Three Hot 'Hoods
It takes an almost magical convergence of jobs, housing, good eats, and retail for a neighborhood to experience a renaissance and become the next big thing. (Having a famous person from the neighborhood doesn't hurt either.) Here are three coastal 'hoods where you should start scouting land sites:
BOSTON: Downtown Crossing
One of Boston's oldest neighborhoods, Downtown Crossing had the life drained out of it for decades, burdened by the perception that it was fatally uncool, Boston Redevelopment Authority senior planner Jonathan Greeley (above) tells us. (It was the neighborhood equivalent of your parents chaperoning your prom.) Now, $4B in private real estate investment, including nearly 2,000 new housing units being developed in walking distance, has turned Downtown Crossing into a comeback phenomenon. New York-based Millennium Partner's' $210M Millennium Place mixed-use residential project that opened Q2 last year tested how housing would fare in the heart of this commercial neighborhood. All of its 256 condos sold by year-end priced from $550k to $3.5M, proof that buyers would put down stakes in the CBD. When construction is completed in ’16, Millennium Partners' 625-foot, $630M Millennium Tower complex will be Boston's tallest residential high-rise.
NYC: Hudson Yards
Sitting among the already-humming neighborhoods of Chelsea, Tribeca, and Hell's Kitchen, the new Hudson Yards District can support even more high-profile multifamily projects, we learned at Bisnow’s Future of Manhattan’s Far West Side event. Moinian Group development director Oskar Brecher and World Trade Center Properties Janno Lieber (above) work for companies that had long-term visions for the area. Janno's boss, Larry Silverstein, bought the parcels for the River Place and Silver Towers apartments on 42nd in 1984. Related’s Stephen Winter tells us that within Related's resi portfolio, the High Line-hugging Caledonia is pulling in the highest rents and the Upper East Side is getting the lowest, an unimaginable dynamic 10 years ago.
LA: Century City
Century City, the seventh top-earning ZIP code in the US with a median income of $652k (says CNN), has become a hive of multifamily activity, we learned at Bisnow's Future of Century City event. Related SVP and director of West Coast sales Mary Ann Osborn (above) says the company was trying to recreate estate living vertically (and perhaps lure some movie stars) with its latest 42-story condo tower, The Century.
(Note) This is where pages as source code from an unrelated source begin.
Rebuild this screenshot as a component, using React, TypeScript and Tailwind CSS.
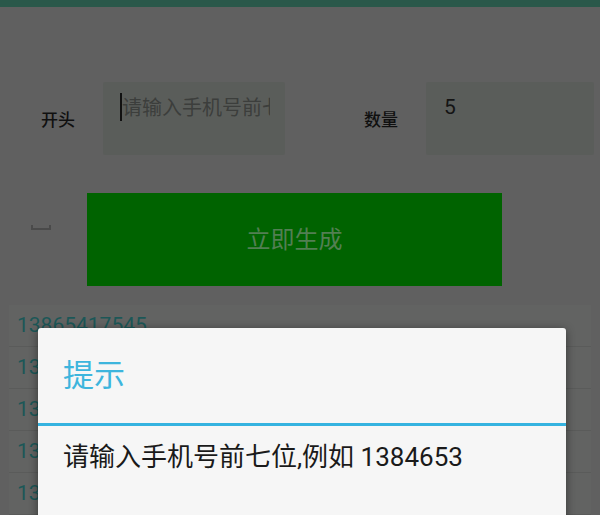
import React from "react";

const rows = ["13865417545", "13865413872", "13865419026", "13865412291", "13865418634"];

export default function App() {
  return (
    <div
      className="relative w-[600px] h-[515px] overflow-hidden bg-[#606060]"
      style={{ fontFamily: 'Roboto, "Noto Sans CJK SC", sans-serif' }}
    >
      <div className="h-[7px] bg-[#2a584a]" />
      <div className="mt-[75px] flex h-[73px] items-center">
        <div className="ml-[41px] w-[62px] pt-[3px] text-[17px] font-medium leading-none text-[#101010]">开头</div>
        <div className="flex h-[73px] w-[182px] items-start rounded-[2px] bg-[#5a5d5a] pl-[17px] pt-[11px]">
          <div className="h-[28px] w-[2px] bg-[#111]" />
          <div className="w-[148px] overflow-hidden whitespace-nowrap pt-[3px] text-[20px] leading-[24px] text-[#3c3e3c]">
            请输入手机号前七位
          </div>
        </div>
        <div className="ml-[79px] w-[62px] pt-[3px] text-[17px] font-medium leading-none text-[#101010]">数量</div>
        <div className="h-[73px] w-[168px] rounded-[2px] bg-[#5a5d5a] pl-[18px] pt-[13px] text-[21px] leading-[24px] text-[#141414]">
          5
        </div>
      </div>
      <div className="mt-[38px] flex h-[93px] items-center">
        <div className="ml-[31px] mt-[-25px] h-[5px] w-[20px] border-b-2 border-l-2 border-r-2 border-[#4a4a4a]" />
        <div className="ml-[36px] flex h-[93px] w-[415px] items-center justify-center bg-[#006300] text-[24px] text-[#527f53]">
          立即生成
        </div>
      </div>
      <div className="mx-[9px] mt-[19px] bg-[#626362]">
        {rows.map((r) => (
          <div
            key={r}
            className="flex h-[42px] items-center border-b border-[#5a5b5a] pl-[8px] text-[21px] text-[#1c5757]"
          >
            {r}
          </div>
        ))}
      </div>
      <div className="absolute left-[38px] top-[328px] h-[220px] w-[528px] rounded-[3px] bg-[#f6f6f6] shadow-[0_2px_10px_rgba(0,0,0,0.45)]">
        <div className="flex h-[95px] items-center pl-[25px] pt-[2px] text-[31px] text-[#3db5dd]">提示</div>
        <div className="h-[3px] bg-[#35b3e0]" />
        <div className="pl-[25px] pt-[16px] text-[26px] leading-[30px] text-[#1a1a1a]">
          请输入手机号前七位,例如 1384653
        </div>
      </div>
    </div>
  );
}
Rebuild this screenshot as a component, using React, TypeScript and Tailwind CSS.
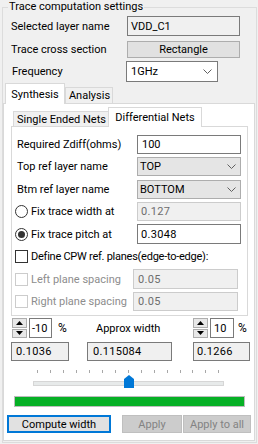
import React from "react";

function Chevron() {
  return (
    <svg width="9" height="5" viewBox="0 0 9 5" className="shrink-0">
      <path d="M0.5 0.5 L4.5 4.5 L8.5 0.5" fill="none" stroke="#606060" strokeWidth="1" />
    </svg>
  );
}

function Radio({ checked }: { checked?: boolean }) {
  return (
    <span className="w-[13px] h-[13px] shrink-0 rounded-full border border-[#333333] bg-white flex items-center justify-center">
      {checked && <span className="w-[7px] h-[7px] rounded-full bg-[#333333]" />}
    </span>
  );
}

function Check({ disabled }: { disabled?: boolean }) {
  return (
    <span
      className={`w-[13px] h-[13px] shrink-0 border bg-white ${
        disabled ? "border-[#cccccc]" : "border-[#333333]"
      }`}
    />
  );
}

function Spinner() {
  return (
    <div className="w-[15px] h-[20px] flex flex-col gap-[1px]">
      <div className="flex-1 flex items-center justify-center border border-[#adadad] bg-[#e8e8e8]">
        <svg width="7" height="4" viewBox="0 0 7 4">
          <path d="M0 4 L3.5 0 L7 4 Z" fill="#000" />
        </svg>
      </div>
      <div className="flex-1 flex items-center justify-center border border-[#adadad] bg-[#e8e8e8]">
        <svg width="7" height="4" viewBox="0 0 7 4">
          <path d="M0 0 L3.5 4 L7 0 Z" fill="#000" />
        </svg>
      </div>
    </div>
  );
}

const ticks = Array.from({ length: 15 }, (_, i) => Math.round(33.3 + i * 12.93) + 0.5);

export default function App() {
  return (
    <div className="w-[258px] h-[444px] bg-[#f0f0f0] overflow-hidden pt-[7px] pl-[2px] font-['Roboto',sans-serif] text-[11px] text-black leading-none">
      <div className="relative w-[255px] h-[436px] border border-[#dcdcdc]">
        <span className="absolute left-[5px] top-[-8px] h-[14px] px-[1px] bg-[#f0f0f0] leading-[14px]">
          Trace computation settings
        </span>

        <div className="pl-[8px]">
          <div className="mt-[8px] flex items-center h-[20px]">
            <span className="w-[116px]">Selected layer name</span>
            <div className="w-[113px] h-[20px] border border-[#7a7a7a] bg-[#f0f0f0] flex items-center pl-[3px]">
              VDD_C1
            </div>
          </div>
          <div className="mt-[5px] flex items-center h-[17px]">
            <span className="w-[116px]">Trace cross section</span>
            <div className="w-[113px] h-[17px] border border-[#adadad] bg-[#e1e1e1] flex items-center justify-center">
              Rectangle
            </div>
          </div>
          <div className="mt-[3px] flex items-center h-[21px]">
            <span className="w-[115px] pl-[1px]">Frequency</span>
            <div className="w-[92px] h-[21px] border border-[#7a7a7a] bg-white flex items-center justify-between pl-[4px] pr-[5px]">
              <span>1GHz</span>
              <Chevron />
            </div>
          </div>
        </div>

        {/* outer tabs */}
        <div className="mt-[1px] h-[21px] flex items-start pl-[2px]">
          <div className="relative z-10 w-[60px] h-[21px] border-t border-l border-r border-[#d9d9d9] bg-white flex items-center justify-center">
            Synthesis
          </div>
          <div className="mt-[4px] w-[48px] h-[17px] border border-[#d9d9d9] bg-[#f0f0f0] flex items-center justify-center pl-[1px]">
            Analysis
          </div>
        </div>

        <div className="w-[252px] h-[338px] -mt-[1px] border border-[#d9d9d9] bg-white">
          {/* inner tabs */}
          <div className="mt-[3px] h-[20px] flex items-start pl-[9px]">
            <div className="mt-[4px] w-[97px] h-[16px] border border-[#d9d9d9] bg-[#f0f0f0] flex items-center justify-center">
              Single Ended Nets
            </div>
            <div className="relative z-10 -ml-[2px] w-[94px] h-[20px] border-t border-l border-r border-[#d9d9d9] bg-white flex items-center justify-center">
              Differential Nets
            </div>
          </div>

          <div className="-mt-[1px] ml-[7px] w-[237px] h-[190px] border border-[#d9d9d9] bg-white pt-[6px] pl-[5px]">
            <div className="h-[22px] flex items-center">
              <span className="w-[120px]">Required Zdiff(ohms)</span>
              <div className="w-[104px] h-[19px] border border-[#7a7a7a] bg-white flex items-center pl-[4px]">100</div>
            </div>
            <div className="h-[23px] flex items-center">
              <span className="w-[120px]">Top ref layer name</span>
              <div className="w-[104px] h-[19px] border border-[#adadad] bg-[#e5e5e5] flex items-center justify-between pl-[2px] pr-[4px]">
                <span>TOP</span>
                <Chevron />
              </div>
            </div>
            <div className="h-[22px] flex items-center">
              <span className="w-[120px]">Btm ref layer name</span>
              <div className="w-[104px] h-[19px] border border-[#adadad] bg-[#e5e5e5] flex items-center justify-between pl-[2px] pr-[4px]">
                <span>BOTTOM</span>
                <Chevron />
              </div>
            </div>
            <div className="h-[23px] flex items-center">
              <div className="w-[120px] -ml-[2px] flex items-center gap-[3px]">
                <Radio />
                <span>Fix trace width at</span>
              </div>
              <div className="ml-[2px] w-[104px] h-[19px] border border-[#cccccc] bg-[#f0f0f0] text-[#6d6d6d] flex items-center pl-[3px] tracking-[0.3px]">
                0.127
              </div>
            </div>
            <div className="h-[22px] flex items-center">
              <div className="w-[120px] -ml-[2px] flex items-center gap-[3px]">
                <Radio checked />
                <span>Fix trace pitch at</span>
              </div>
              <div className="ml-[2px] w-[104px] h-[20px] border border-[#7a7a7a] bg-white flex items-center pl-[3px] tracking-[0.3px]">
                0.3048
              </div>
            </div>
            <div className="h-[23px] flex items-center -ml-[2px] gap-[3px]">
              <Check />
              <span className="tracking-[-0.25px]">Define CPW ref. planes(edge-to-edge):</span>
            </div>
            <div className="h-[22px] flex items-center">
              <div className="w-[118px] -ml-[2px] flex items-center gap-[3px] text-[#8d8d8d]">
                <Check disabled />
                <span>Left plane spacing</span>
              </div>
              <div className="w-[105px] h-[20px] border border-[#cccccc] bg-[#f0f0f0] text-[#6d6d6d] flex items-center pl-[4px] tracking-[0.3px]">
                0.05
              </div>
            </div>
            <div className="h-[22px] flex items-center">
              <div className="w-[118px] -ml-[2px] flex items-center gap-[3px] text-[#8d8d8d]">
                <Check disabled />
                <span>Right plane spacing</span>
              </div>
              <div className="w-[105px] h-[19px] border border-[#cccccc] bg-[#f0f0f0] text-[#6d6d6d] flex items-center pl-[4px] tracking-[0.3px]">
                0.05
              </div>
            </div>
          </div>

          {/* tolerance row */}
          <div className="mt-[2px] h-[20px] flex items-center pl-[7px]">
            <div className="w-[76px] flex items-center pl-[1px]">
              <Spinner />
              <div className="ml-[2px] w-[23px] h-[20px] border border-[#7a7a7a] bg-white flex items-center pl-[2px]">-10</div>
              <span className="ml-[6px] text-[12px]">%</span>
            </div>
            <div className="w-[106px] pl-[9px]">Approx width</div>
            <div className="flex items-center">
              <Spinner />
              <div className="ml-[2px] w-[24px] h-[20px] border border-[#7a7a7a] bg-white flex items-center pl-[3px]">10</div>
              <span className="ml-[4px] text-[12px]">%</span>
            </div>
          </div>

          <div className="mt-[4px] h-[19px] flex items-center pl-[7px] tracking-[0.3px]">
            <div className="w-[58px] h-[19px] border border-[#7a7a7a] bg-[#f0f0f0] flex items-center pl-[4px]">0.1036</div>
            <div className="ml-[18px] w-[85px] h-[19px] border border-[#7a7a7a] bg-[#f0f0f0] flex items-center pl-[5px]">0.115084</div>
            <div className="ml-[21px] w-[57px] h-[19px] border border-[#7a7a7a] bg-[#f0f0f0] flex items-center pl-[3px]">0.1266</div>
          </div>

          {/* slider */}
          <svg width="248" height="22" viewBox="0 0 248 22" className="block mt-[7px]">
            {ticks.map((x) => (
              <line key={x} x1={x} y1="2" x2={x} y2="5" stroke="#a8a8a8" strokeWidth="1" />
            ))}
            <rect x="29.5" y="13.5" width="190" height="4" fill="#e7eaea" stroke="#d6d6d6" />
            <path d="M120 11 L125 7 L130 11 L130 20 L120 20 Z" fill="#0078d7" />
          </svg>

          <div className="mt-[6px] ml-[10px] w-[231px] h-[11px] border border-[#bcbcbc] bg-[#06b025]" />

          <div className="mt-[8px] flex items-center">
            <div className="ml-[3px] w-[104px] h-[18px] border-2 border-[#0078d7] bg-[#e1e1e1] flex items-center justify-center">
              Compute width
            </div>
            <div className="ml-[11px] w-[60px] h-[18px] border border-[#bfbfbf] bg-[#cccccc] text-[#838383] flex items-center justify-center">
              Apply
            </div>
            <div className="ml-[1px] w-[68px] h-[18px] border border-[#bfbfbf] bg-[#cccccc] text-[#838383] flex items-center justify-center">
              Apply to all
            </div>
          </div>
        </div>
      </div>
    </div>
  );
}
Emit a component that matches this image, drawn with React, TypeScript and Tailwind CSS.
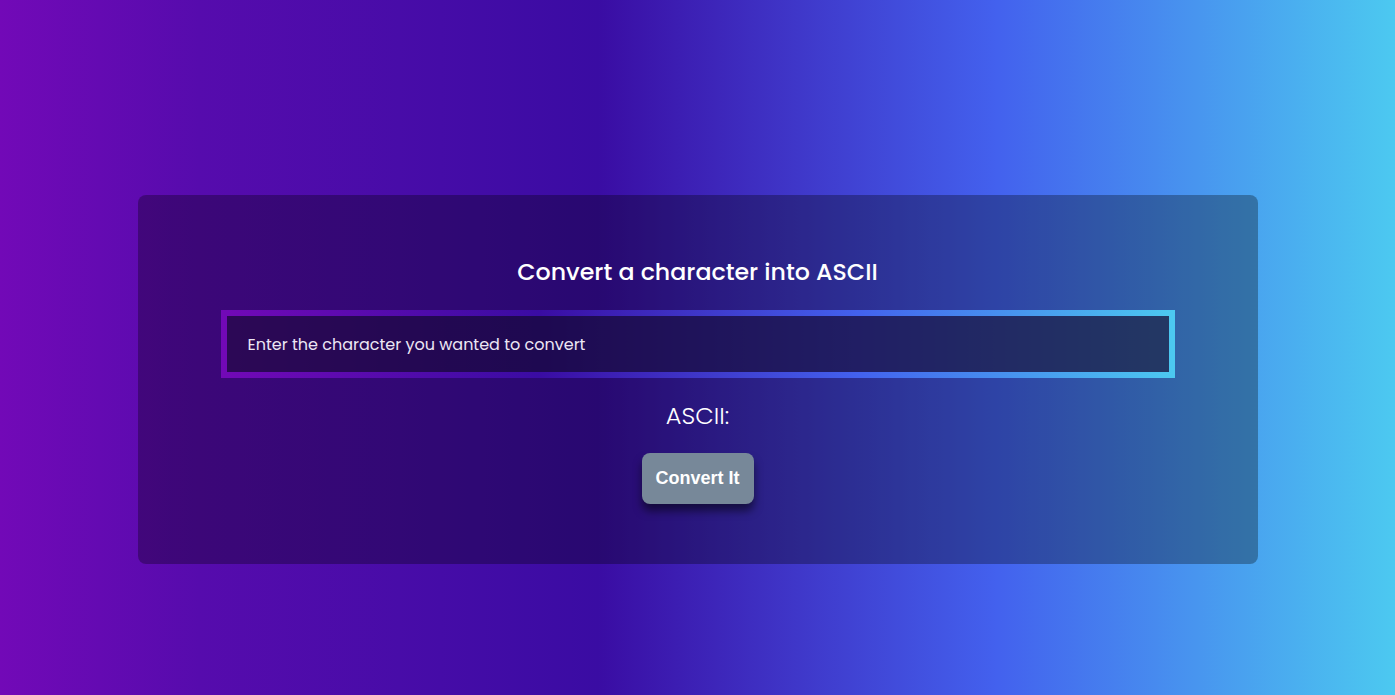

Unlike the Wilshire Corridor, the site doesn't abut other buildings, and you can walk to dining and shopping. "We thought with the acreage and being behind guard gates that we would attract people out of these large estates in these local areas, and we've been very successful in doing that." In fact, the new buyers tend to be friends of existing residents. (It's like a 42-story cocktail party.)